But now that I think of it, it was such a missed opportunity not to put Taylor with Jonathan Bailey.
(Gonna preface this by saying I know far less about Mr Bailey than Tay, I skimmed through Fellow Travelers, Bridgerton S2 is on my to-watch list, and as a fan of Wicked the Musical I have complicated feelings about the movie adaptation)
The thing that is so often brought up with RWRB is that it’s a queer rom-com, it’s a queer love story with a happy ending. The relationship itself does not need to be sacrificed. In fact the whole Kensington confrontation is proving exactly that: they are in a position and point in time where they don’t have to give up on their love and relationship for the sake of other aspects of their lives, they can “find a way to love each other on our own terms, no one else’s”. Many people, including the core four of the movie (Matthew, Casey, Taylor, Nick) have said that this is something that made this movie stand out from other queer productions, something that the world needs.
Fellow Travellers is almost the exact opposite: it is exactly about the periodic queer struggles. It is about the lavender scare when any queer members of the US government were deemed national security risks, and were subsequently dismissed from their stations.

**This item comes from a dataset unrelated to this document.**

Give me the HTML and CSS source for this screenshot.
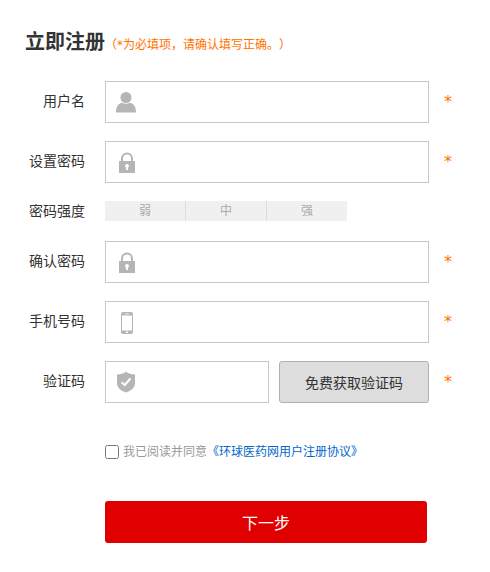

It is about the AIDS epidemic that led to the devastation and discrimination of queer communities. It is about a closeted man who chooses to submit himself to a lavender marriage, but who also can’t let go of his one true love. If RWRB is the idealistic future that we’re trying to build, then fellow travellers depict the dirty, gritting, tragic reality of the past.
And here’s the thing, as Matthew said, both types of queer stories are important, both kinds of queer stories need to be told. We need to acknowledge the bad parts of the past, as a reflection of society, as a reminder of history and the progress made, but we also need to imagine the wonders of a better future, as a target for society, as a vision for the progress to make.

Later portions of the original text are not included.